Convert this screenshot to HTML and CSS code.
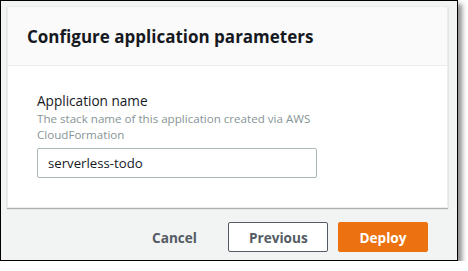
FILE: index.html
```html
<!DOCTYPE html>
<html lang="en">
<head>
    <meta charset="UTF-8">
    <meta name="viewport" content="width=device-width, initial-scale=1.0">
    <title>Configure application parameters</title>
    <link rel="stylesheet" href="styles.css">
</head>
<body>
    <div class="frame">
        <div class="panel">
            <div class="panel-header">
                <h2>Configure application parameters</h2>
            </div>
            <div class="panel-body">
                <label class="field-label" for="appName">Application name</label>
                <p class="field-desc">The stack name of this application created via AWS CloudFormation</p>
                <input type="text" id="appName" value="serverless-todo">
            </div>
        </div>

        <div class="actions">
            <button class="btn btn-link">Cancel</button>
            <button class="btn btn-normal">Previous</button>
            <button class="btn btn-primary">Deploy</button>
        </div>
    </div>
</body>
</html>
```

FILE: styles.css
```css
body {
    font-family: 'Open Sans', 'Liberation Sans', sans-serif;
    margin: 0;
    padding: 0;
    background-color: #fff;
    color: #16191f;
}

.frame {
    box-sizing: border-box;
    width: 458px;
    height: 261px;
    border: 1px solid #000;
    background-color: #f2f3f3;
    padding: 5px 9px 0 6px;
    box-shadow: 4px 4px 5px rgba(0,0,0,0.45);
}

.panel {
    background-color: #fff;
    border: 1px solid #eaeded;
    box-shadow: 0 1px 1px rgba(0,28,36,0.3);
}

.panel-header {
    background-color: #fafafa;
    border-bottom: 1px solid #eaeded;
    height: 58px;
    padding: 0 19px;
    display: flex;
    align-items: center;
}

h2 {
    margin: 0;
    font-size: 17px;
    font-weight: 700;
    color: #16191f;
}

.panel-body {
    padding: 25px 29px 29px;
}

.field-label {
    display: block;
    font-size: 13.6px;
    line-height: 20px;
    color: #16191f;
}

.field-desc {
    margin: 0 0 5px;
    font-size: 11.6px;
    line-height: 16px;
    color: #879596;
    max-width: 282px;
}

input[type="text"] {
    box-sizing: border-box;
    width: 280px;
    height: 30px;
    padding: 0 10px;
    border: 1px solid #aab7b8;
    border-radius: 2px;
    font-family: inherit;
    font-size: 13.2px;
    color: #16191f;
}

.actions {
    display: flex;
    justify-content: flex-end;
    gap: 10px;
    padding: 14px 20px 0 0;
}

.btn {
    box-sizing: border-box;
    height: 30px;
    padding: 0 20px;
    border-radius: 2px;
    font-family: inherit;
    font-size: 13.6px;
    font-weight: 700;
    cursor: pointer;
}

.btn-link {
    background: none;
    border: 1px solid transparent;
    color: #545b64;
}

.btn-normal {
    width: 100px;
    background-color: #fff;
    border: 1px solid #545b64;
    color: #545b64;
}

.btn-primary {
    width: 90px;
    background-color: #ec7211;
    border: 1px solid #ec7211;
    color: #fff;
}
```
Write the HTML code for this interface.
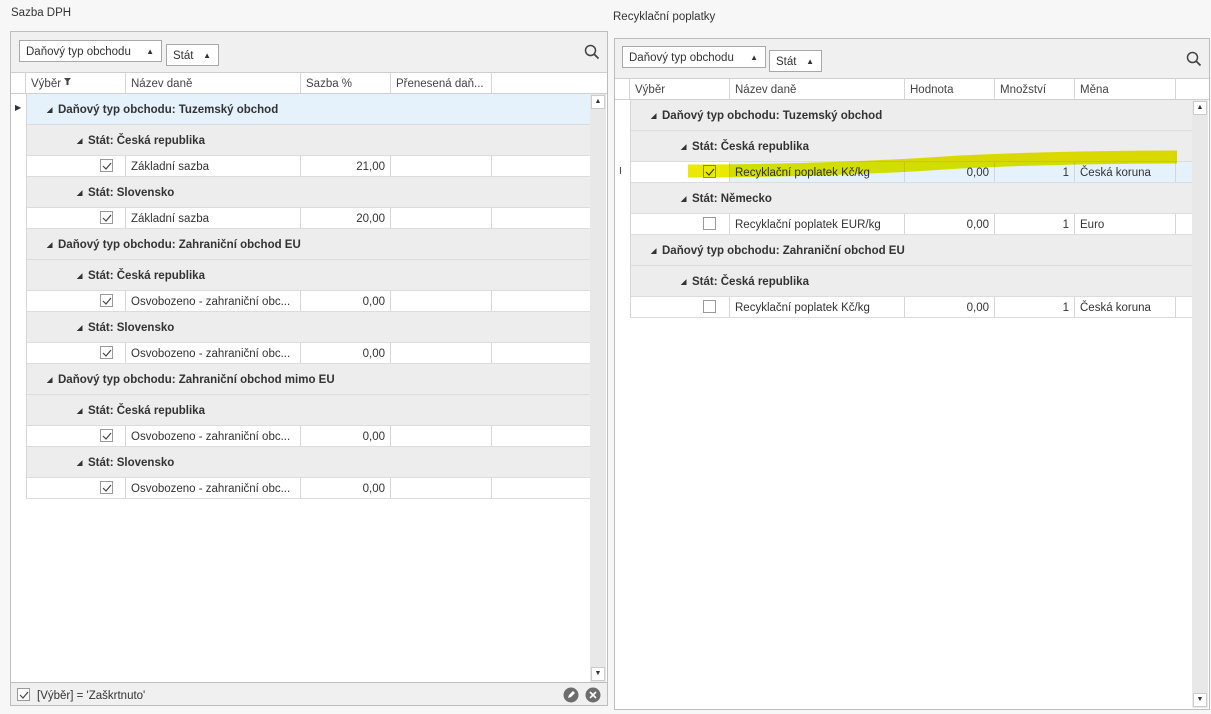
<!DOCTYPE html>
<html><head><meta charset="utf-8"><style>
*{box-sizing:border-box;margin:0;padding:0}
body{width:1211px;height:714px;background:#f7f7f7;font-family:"Liberation Sans",sans-serif;font-size:11.5px;color:#333;position:relative;overflow:hidden}
.a{position:absolute}
.box{position:absolute;border:1px solid #bdbdbd;background:#fff}
.tb{position:absolute;background:#f0f0f0;border-bottom:1px solid #cfcfcf}
.btn{position:absolute;border:1px solid #a8a8a8;background:#fff;height:22px;padding:5px 6px;white-space:nowrap}
.btn i{font-style:normal;font-size:8px;position:absolute;right:7px;top:6px}
.hdr{position:absolute;background:#fff;border-bottom:1px solid #cfcfcf;height:21px}
.hc{position:absolute;top:0;height:20px;border-right:1px solid #d6d6d6;padding:5px 5px 0;color:#444;white-space:nowrap;overflow:hidden}
.row{position:absolute;overflow:hidden}
.g{background:#ededed;border-bottom:1px solid #dcdcdc;font-weight:bold;color:#333}
.g.b{background:#e5f1fb}
.g span{position:absolute;top:10px}
.g em{position:absolute;top:12px;font-style:normal;font-size:7px}
.d{background:#fff;border-bottom:1px solid #dcdcdc}
.c{position:absolute;top:0;height:20px;border-right:1px solid #d6d6d6;padding:5px 5px 0;white-space:nowrap;overflow:hidden}
.r{text-align:right}
.cb{position:absolute;width:13px;height:13px;border:1px solid #9a9a9a;background:#fff;top:3px;padding:0}
.cb svg{position:absolute;left:1px;top:1px}
.sb{position:absolute;background:#e8e8e8}
.sbb{position:absolute;width:14px;height:14px;background:#fff;border:1px solid #ccc;font-size:7px;text-align:center;line-height:12px;color:#333}
</style></head><body>
<div class="a" style="left:11px;top:7px;color:#333">Sazba DPH</div>
<div class="a" style="left:613px;top:11px;color:#333">Recyklační poplatky</div>

<!-- LEFT -->
<div class="box" style="left:10px;top:31px;width:598px;height:675px"></div>
<div class="tb" style="left:11px;top:32px;width:596px;height:41px"></div>
<div class="btn" style="left:19px;top:40px;width:143px">Daňový typ obchodu<i>▲</i></div>
<div class="btn" style="left:166px;top:44px;width:53px">Stát<i>▲</i></div>
<svg class="a" style="left:584px;top:44px" width="16" height="16"><circle cx="6.5" cy="6.5" r="5" fill="none" stroke="#444" stroke-width="1.5"/><path d="M10 10l4.5 4.5" stroke="#444" stroke-width="1.8"/></svg>
<div class="hdr" style="left:11px;top:73px;width:596px"></div>
<div class="hc" style="left:11px;top:73px;width:15px"></div>
<div class="hc" style="left:26px;top:73px;width:100px">Výběr <svg width="7" height="8" style="vertical-align:top"><path d="M0 0h7L4.5 3v4h-2V3z" fill="#444"/></svg></div>
<div class="hc" style="left:126px;top:73px;width:175px">Název daně</div>
<div class="hc" style="left:301px;top:73px;width:90px">Sazba %</div>
<div class="hc" style="left:391px;top:73px;width:101px">Přenesená daň...</div>
<div class="a" style="left:15px;top:103px;font-size:8px">▶</div>
<div class="sb" style="left:590px;top:94px;width:16px;height:588px"></div>
<div class="sbb" style="left:591px;top:95px">▲</div>
<div class="sbb" style="left:591px;top:667px">▼</div>

<div class="row g b" style="left:26px;top:94px;width:564px;height:31px"><em style="left:21px">◢</em><span style="left:32px">Daňový typ obchodu: Tuzemský obchod</span></div>
<div class="row g" style="left:26px;top:125px;width:564px;height:31px"><em style="left:51px">◢</em><span style="left:62px">Stát: Česká republika</span></div>
<div class="row d" style="left:26px;top:156px;width:564px;height:21px"><div class="c" style="left:0;width:100px"><div class="cb" style="left:74px"><svg width="10" height="10"><path d="M1 5l3 3 5-6" fill="none" stroke="#444" stroke-width="1.2"/></svg></div></div><div class="c" style="left:100px;width:175px">Základní sazba</div><div class="c r" style="left:275px;width:90px">21,00</div><div class="c" style="left:365px;width:101px"></div></div>
<div class="row g" style="left:26px;top:177px;width:564px;height:31px"><em style="left:51px">◢</em><span style="left:62px">Stát: Slovensko</span></div>
<div class="row d" style="left:26px;top:208px;width:564px;height:21px"><div class="c" style="left:0;width:100px"><div class="cb" style="left:74px"><svg width="10" height="10"><path d="M1 5l3 3 5-6" fill="none" stroke="#444" stroke-width="1.2"/></svg></div></div><div class="c" style="left:100px;width:175px">Základní sazba</div><div class="c r" style="left:275px;width:90px">20,00</div><div class="c" style="left:365px;width:101px"></div></div>
<div class="row g" style="left:26px;top:229px;width:564px;height:31px"><em style="left:21px">◢</em><span style="left:32px">Daňový typ obchodu: Zahraniční obchod EU</span></div>
<div class="row g" style="left:26px;top:260px;width:564px;height:31px"><em style="left:51px">◢</em><span style="left:62px">Stát: Česká republika</span></div>
<div class="row d" style="left:26px;top:291px;width:564px;height:21px"><div class="c" style="left:0;width:100px"><div class="cb" style="left:74px"><svg width="10" height="10"><path d="M1 5l3 3 5-6" fill="none" stroke="#444" stroke-width="1.2"/></svg></div></div><div class="c" style="left:100px;width:175px">Osvobozeno - zahraniční obc...</div><div class="c r" style="left:275px;width:90px">0,00</div><div class="c" style="left:365px;width:101px"></div></div>
<div class="row g" style="left:26px;top:312px;width:564px;height:31px"><em style="left:51px">◢</em><span style="left:62px">Stát: Slovensko</span></div>
<div class="row d" style="left:26px;top:343px;width:564px;height:21px"><div class="c" style="left:0;width:100px"><div class="cb" style="left:74px"><svg width="10" height="10"><path d="M1 5l3 3 5-6" fill="none" stroke="#444" stroke-width="1.2"/></svg></div></div><div class="c" style="left:100px;width:175px">Osvobozeno - zahraniční obc...</div><div class="c r" style="left:275px;width:90px">0,00</div><div class="c" style="left:365px;width:101px"></div></div>
<div class="row g" style="left:26px;top:364px;width:564px;height:31px"><em style="left:21px">◢</em><span style="left:32px">Daňový typ obchodu: Zahraniční obchod mimo EU</span></div>
<div class="row g" style="left:26px;top:395px;width:564px;height:31px"><em style="left:51px">◢</em><span style="left:62px">Stát: Česká republika</span></div>
<div class="row d" style="left:26px;top:426px;width:564px;height:21px"><div class="c" style="left:0;width:100px"><div class="cb" style="left:74px"><svg width="10" height="10"><path d="M1 5l3 3 5-6" fill="none" stroke="#444" stroke-width="1.2"/></svg></div></div><div class="c" style="left:100px;width:175px">Osvobozeno - zahraniční obc...</div><div class="c r" style="left:275px;width:90px">0,00</div><div class="c" style="left:365px;width:101px"></div></div>
<div class="row g" style="left:26px;top:447px;width:564px;height:31px"><em style="left:51px">◢</em><span style="left:62px">Stát: Slovensko</span></div>
<div class="row d" style="left:26px;top:478px;width:564px;height:21px"><div class="c" style="left:0;width:100px"><div class="cb" style="left:74px"><svg width="10" height="10"><path d="M1 5l3 3 5-6" fill="none" stroke="#444" stroke-width="1.2"/></svg></div></div><div class="c" style="left:100px;width:175px">Osvobozeno - zahraniční obc...</div><div class="c r" style="left:275px;width:90px">0,00</div><div class="c" style="left:365px;width:101px"></div></div>
<div class="a" style="left:26px;top:94px;width:1px;height:405px;background:#d6d6d6"></div>

<div class="a" style="left:11px;top:682px;width:596px;height:23px;background:#f0f0f0;border-top:1px solid #bdbdbd"></div>
<div class="cb" style="left:17px;top:688px"><svg width="10" height="10"><path d="M1 5l3 3 5-6" fill="none" stroke="#444" stroke-width="1.2"/></svg></div>
<div class="a" style="left:37px;top:690px;color:#333">[Výběr] = 'Zaškrtnuto'</div>
<svg class="a" style="left:563px;top:687px" width="40" height="16"><circle cx="8" cy="8" r="7.5" fill="#6d6d6d"/><path d="M5 11l1-3 4-4 2 2-4 4z" fill="#fff"/><circle cx="30" cy="8" r="7.5" fill="#6d6d6d"/><path d="M27 5l6 6M33 5l-6 6" stroke="#fff" stroke-width="1.6"/></svg>

<!-- RIGHT -->
<div class="box" style="left:614px;top:38px;width:596px;height:672px"></div>
<div class="tb" style="left:615px;top:39px;width:594px;height:40px"></div>
<div class="btn" style="left:622px;top:46px;width:144px">Daňový typ obchodu<i>▲</i></div>
<div class="btn" style="left:769px;top:50px;width:53px">Stát<i>▲</i></div>
<svg class="a" style="left:1186px;top:51px" width="16" height="16"><circle cx="6.5" cy="6.5" r="5" fill="none" stroke="#444" stroke-width="1.5"/><path d="M10 10l4.5 4.5" stroke="#444" stroke-width="1.8"/></svg>
<div class="hdr" style="left:615px;top:79px;width:594px"></div>
<div class="hc" style="left:615px;top:79px;width:15px"></div>
<div class="hc" style="left:630px;top:79px;width:100px">Výběr</div>
<div class="hc" style="left:730px;top:79px;width:175px">Název daně</div>
<div class="hc" style="left:905px;top:79px;width:90px">Hodnota</div>
<div class="hc" style="left:995px;top:79px;width:80px">Množství</div>
<div class="hc" style="left:1075px;top:79px;width:101px">Měna</div>
<div class="sb" style="left:1192px;top:100px;width:16px;height:608px"></div>
<div class="sbb" style="left:1193px;top:101px">▲</div>
<div class="sbb" style="left:1193px;top:693px">▼</div>
<div class="a" style="left:619px;top:166px;font-size:10px">I</div>

<div class="row g" style="left:630px;top:100px;width:562px;height:31px"><em style="left:21px">◢</em><span style="left:32px">Daňový typ obchodu: Tuzemský obchod</span></div>
<div class="row g" style="left:630px;top:131px;width:562px;height:31px"><em style="left:51px">◢</em><span style="left:62px">Stát: Česká republika</span></div>
<div class="row d" style="left:630px;top:162px;width:562px;height:21px"><div class="c" style="left:0;width:100px"><div class="cb" style="left:73px"><svg width="10" height="10"><path d="M1 5l3 3 5-6" fill="none" stroke="#444" stroke-width="1.2"/></svg></div></div><div class="c" style="left:100px;width:175px;background:#e5f1fb">Recyklační poplatek Kč/kg</div><div class="c r" style="left:275px;width:90px;background:#e5f1fb">0,00</div><div class="c r" style="left:365px;width:80px;background:#e5f1fb">1</div><div class="c" style="left:445px;width:101px;background:#e5f1fb">Česká koruna</div><div class="c" style="left:546px;width:16px;background:#e5f1fb;border:none"></div></div>
<div class="row g" style="left:630px;top:183px;width:562px;height:31px"><em style="left:51px">◢</em><span style="left:62px">Stát: Německo</span></div>
<div class="row d" style="left:630px;top:214px;width:562px;height:21px"><div class="c" style="left:0;width:100px"><div class="cb" style="left:73px"></div></div><div class="c" style="left:100px;width:175px">Recyklační poplatek EUR/kg</div><div class="c r" style="left:275px;width:90px">0,00</div><div class="c r" style="left:365px;width:80px">1</div><div class="c" style="left:445px;width:101px">Euro</div></div>
<div class="row g" style="left:630px;top:235px;width:562px;height:31px"><em style="left:21px">◢</em><span style="left:32px">Daňový typ obchodu: Zahraniční obchod EU</span></div>
<div class="row g" style="left:630px;top:266px;width:562px;height:31px"><em style="left:51px">◢</em><span style="left:62px">Stát: Česká republika</span></div>
<div class="row d" style="left:630px;top:297px;width:562px;height:21px"><div class="c" style="left:0;width:100px"><div class="cb" style="left:73px"></div></div><div class="c" style="left:100px;width:175px">Recyklační poplatek Kč/kg</div><div class="c r" style="left:275px;width:90px">0,00</div><div class="c r" style="left:365px;width:80px">1</div><div class="c" style="left:445px;width:101px">Česká koruna</div></div>
<div class="a" style="left:630px;top:100px;width:1px;height:218px;background:#d6d6d6"></div>

<svg class="a" style="left:0;top:0;mix-blend-mode:multiply" width="1211" height="714"><path d="M688 171 C760 171 860 169 960 162 C1040 158 1120 157 1177 157" fill="none" stroke="#eaea00" stroke-width="13" stroke-linecap="butt"/></svg>
</body></html>
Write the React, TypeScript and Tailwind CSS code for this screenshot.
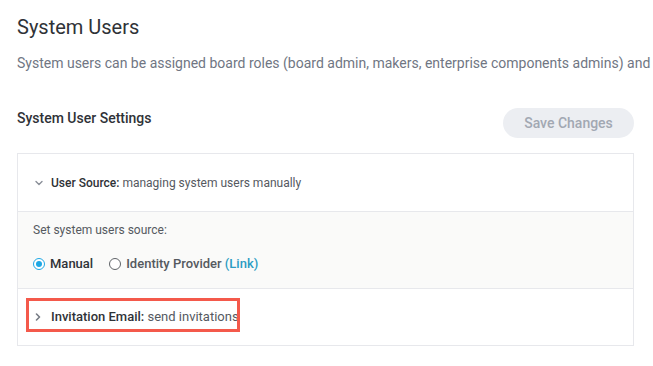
import React from "react";

function ChevronDown() {
  return (
    <svg width="8" height="6" viewBox="0 0 8 6" className="shrink-0" aria-hidden>
      <path d="M1 1.5 4 4.5 7 1.5" fill="none" stroke="#8a8f98" strokeWidth="1.4" strokeLinecap="round" strokeLinejoin="round" />
    </svg>
  );
}

function ChevronRight() {
  return (
    <svg width="6" height="8" viewBox="0 0 6 8" className="shrink-0" aria-hidden>
      <path d="M1.5 1 4.5 4 1.5 7" fill="none" stroke="#767b84" strokeWidth="1.6" strokeLinecap="round" strokeLinejoin="round" />
    </svg>
  );
}

function Radio({ checked, label, extra }: { checked?: boolean; label: string; extra?: React.ReactNode }) {
  return (
    <label className="flex items-center gap-[5px]">
      <span
        className={
          checked
            ? "grid h-[12px] w-[12px] place-items-center rounded-full border border-[#1ea7e4] bg-white"
            : "grid h-[12px] w-[12px] place-items-center rounded-full border border-[#5f6368] bg-white"
        }
      >
        {checked && <span className="h-[6px] w-[6px] rounded-full bg-[#1ea7e4]" />}
      </span>
      <span className={checked ? "font-medium text-[#2f3237]" : "font-medium text-[#55595f]"}>
        {label}
        {extra}
      </span>
    </label>
  );
}

export default function App() {
  return (
    <div className="h-[366px] w-[653px] overflow-hidden bg-white pl-[17px] font-['Roboto',sans-serif] text-[#333]">
      <h1 className="pt-[15px] text-[20px] font-normal leading-6 text-[#2f3237]">System Users</h1>
      <p className="mt-[14px] whitespace-nowrap text-[14px] leading-5 text-[#707683]">
        System users can be assigned board roles (board admin, makers, enterprise components admins) and
      </p>

      <div className="mt-[35px] flex w-[617px] items-start justify-between">
        <h2 className="text-[14px] font-medium leading-5 text-[#2f3237]">System User Settings</h2>
        <button className="h-[30px] w-[131px] rounded-full bg-[#eceef2] text-[14px] font-medium text-[#a2a8b2]">Save Changes</button>
      </div>

      <section className="mt-[15px] w-[617px] border border-[#e7e8ec]">
        <div className="flex h-[57px] items-center gap-[8px] pl-[17px] text-[12px]">
          <ChevronDown />
          <p>
            <span className="font-medium text-[#2f3237]">User Source:</span>{" "}
            <span className="text-[#55595f]">managing system users manually</span>
          </p>
        </div>
        <div className="border-y border-[#e7e8ec] bg-[#fafaf9] pb-[15px] pl-[15px] pt-[9px] text-[12px]">
          <p className="leading-[18px] text-[#55595f]">Set system users source:</p>
          <div className="mt-[16px] flex h-[18px] items-center gap-[16px] text-[13px]">
            <Radio checked label="Manual" />
            <Radio label="Identity Provider" extra={<span className="text-[#2b9cc3]"> (Link)</span>} />
          </div>
        </div>
        <div className="relative flex h-[56px] items-center gap-[10px] pl-[17px] text-[13px]">
          <ChevronRight />
          <p>
            <span className="font-medium text-[#2f3237]">Invitation Email:</span>{" "}
            <span className="text-[#55595f]">send invitations</span>
          </p>
          <div className="absolute left-[8px] top-[9px] h-[34px] w-[214px] border-[3px] border-[#f4594b]" />
        </div>
      </section>
    </div>
  );
}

# # # #

Aim: Quote only the lines running from the line with "Write the React, TypeScript" to the line with "import React from", ends included, exactly as they appear and without the pictures.

Response to the exercise:
Write the React, TypeScript and Tailwind CSS code for this screenshot.
import React from "react";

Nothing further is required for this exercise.